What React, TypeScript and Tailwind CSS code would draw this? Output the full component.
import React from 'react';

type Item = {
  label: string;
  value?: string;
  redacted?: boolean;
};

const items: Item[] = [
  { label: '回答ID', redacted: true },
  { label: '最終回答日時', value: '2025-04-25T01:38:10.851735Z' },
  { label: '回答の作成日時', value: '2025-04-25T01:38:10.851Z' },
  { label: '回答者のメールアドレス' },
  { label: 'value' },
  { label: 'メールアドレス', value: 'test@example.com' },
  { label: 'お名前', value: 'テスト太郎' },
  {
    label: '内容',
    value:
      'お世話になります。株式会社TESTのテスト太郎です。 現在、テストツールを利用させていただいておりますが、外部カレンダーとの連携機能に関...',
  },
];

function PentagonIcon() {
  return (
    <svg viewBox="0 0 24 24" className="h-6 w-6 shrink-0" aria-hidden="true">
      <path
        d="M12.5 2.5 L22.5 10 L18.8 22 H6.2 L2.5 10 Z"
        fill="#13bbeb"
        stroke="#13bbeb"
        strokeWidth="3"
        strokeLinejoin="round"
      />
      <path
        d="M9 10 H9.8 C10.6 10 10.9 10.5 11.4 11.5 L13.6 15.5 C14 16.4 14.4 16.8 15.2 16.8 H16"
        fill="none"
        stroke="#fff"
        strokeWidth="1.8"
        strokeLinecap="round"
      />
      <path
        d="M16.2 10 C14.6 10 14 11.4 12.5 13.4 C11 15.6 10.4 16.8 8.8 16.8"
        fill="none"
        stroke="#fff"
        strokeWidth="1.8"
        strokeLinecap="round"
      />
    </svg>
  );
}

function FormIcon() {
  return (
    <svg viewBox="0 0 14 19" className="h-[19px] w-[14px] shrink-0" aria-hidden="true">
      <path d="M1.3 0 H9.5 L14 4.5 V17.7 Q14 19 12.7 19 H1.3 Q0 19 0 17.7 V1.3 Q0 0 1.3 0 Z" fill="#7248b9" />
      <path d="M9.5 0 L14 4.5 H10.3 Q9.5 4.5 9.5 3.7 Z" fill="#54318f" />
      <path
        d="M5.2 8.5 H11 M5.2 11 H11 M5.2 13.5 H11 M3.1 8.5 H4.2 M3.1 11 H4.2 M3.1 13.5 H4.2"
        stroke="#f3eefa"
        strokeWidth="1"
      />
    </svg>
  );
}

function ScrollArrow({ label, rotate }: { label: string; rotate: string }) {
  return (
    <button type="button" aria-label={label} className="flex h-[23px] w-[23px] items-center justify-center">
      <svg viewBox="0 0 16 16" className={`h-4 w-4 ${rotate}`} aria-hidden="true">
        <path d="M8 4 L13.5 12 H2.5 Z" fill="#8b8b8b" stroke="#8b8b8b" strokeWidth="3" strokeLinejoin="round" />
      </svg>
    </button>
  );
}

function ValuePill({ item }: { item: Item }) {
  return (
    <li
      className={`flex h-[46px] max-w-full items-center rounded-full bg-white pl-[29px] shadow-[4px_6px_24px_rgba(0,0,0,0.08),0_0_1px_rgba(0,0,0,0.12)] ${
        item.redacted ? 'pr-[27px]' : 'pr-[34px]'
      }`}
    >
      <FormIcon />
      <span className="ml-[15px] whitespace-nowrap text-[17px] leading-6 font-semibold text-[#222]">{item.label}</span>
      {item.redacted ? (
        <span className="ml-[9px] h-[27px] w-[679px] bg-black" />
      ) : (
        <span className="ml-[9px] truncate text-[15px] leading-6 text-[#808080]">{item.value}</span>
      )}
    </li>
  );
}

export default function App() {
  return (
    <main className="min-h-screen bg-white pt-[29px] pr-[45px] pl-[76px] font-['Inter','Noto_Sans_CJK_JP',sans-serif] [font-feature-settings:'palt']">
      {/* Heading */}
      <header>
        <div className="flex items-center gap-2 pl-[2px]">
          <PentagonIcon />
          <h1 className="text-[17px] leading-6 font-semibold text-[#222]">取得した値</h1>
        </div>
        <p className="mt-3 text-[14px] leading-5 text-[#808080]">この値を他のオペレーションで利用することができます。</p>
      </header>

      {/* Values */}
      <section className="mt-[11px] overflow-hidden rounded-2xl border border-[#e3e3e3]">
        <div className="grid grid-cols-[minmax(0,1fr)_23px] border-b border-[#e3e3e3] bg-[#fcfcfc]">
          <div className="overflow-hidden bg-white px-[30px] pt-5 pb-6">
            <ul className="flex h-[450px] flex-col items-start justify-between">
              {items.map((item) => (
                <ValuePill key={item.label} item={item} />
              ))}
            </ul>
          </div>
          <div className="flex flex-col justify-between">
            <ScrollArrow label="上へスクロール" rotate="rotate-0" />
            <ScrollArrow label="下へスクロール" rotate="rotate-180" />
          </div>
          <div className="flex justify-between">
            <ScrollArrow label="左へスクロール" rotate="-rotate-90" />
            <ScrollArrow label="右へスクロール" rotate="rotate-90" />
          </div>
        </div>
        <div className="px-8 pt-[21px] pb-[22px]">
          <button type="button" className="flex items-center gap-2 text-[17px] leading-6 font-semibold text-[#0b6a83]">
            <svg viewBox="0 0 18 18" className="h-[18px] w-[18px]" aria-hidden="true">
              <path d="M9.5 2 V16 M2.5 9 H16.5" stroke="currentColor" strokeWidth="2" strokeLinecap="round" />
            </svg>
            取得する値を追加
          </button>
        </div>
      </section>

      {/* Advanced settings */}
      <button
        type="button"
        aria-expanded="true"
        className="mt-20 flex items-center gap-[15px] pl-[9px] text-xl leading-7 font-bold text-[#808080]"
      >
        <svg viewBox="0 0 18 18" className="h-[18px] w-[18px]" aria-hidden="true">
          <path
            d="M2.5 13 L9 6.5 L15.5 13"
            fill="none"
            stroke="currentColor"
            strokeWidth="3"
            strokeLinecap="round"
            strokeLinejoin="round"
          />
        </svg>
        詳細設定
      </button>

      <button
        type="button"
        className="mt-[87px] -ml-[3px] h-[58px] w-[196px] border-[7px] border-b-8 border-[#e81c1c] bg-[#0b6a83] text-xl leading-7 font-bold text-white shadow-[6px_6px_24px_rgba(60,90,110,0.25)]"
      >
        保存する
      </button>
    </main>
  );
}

- Task objective:
Where a line in the material above holds "full", copy that line.

- Result:
What React, TypeScript and Tailwind CSS code would draw this? Output the full component.
      className={`flex h-[46px] max-w-full items-center rounded-full bg-white pl-[29px] shadow-[4px_6px_24px_rgba(0,0,0,0.08),0_0_1px_rgba(0,0,0,0.12)] ${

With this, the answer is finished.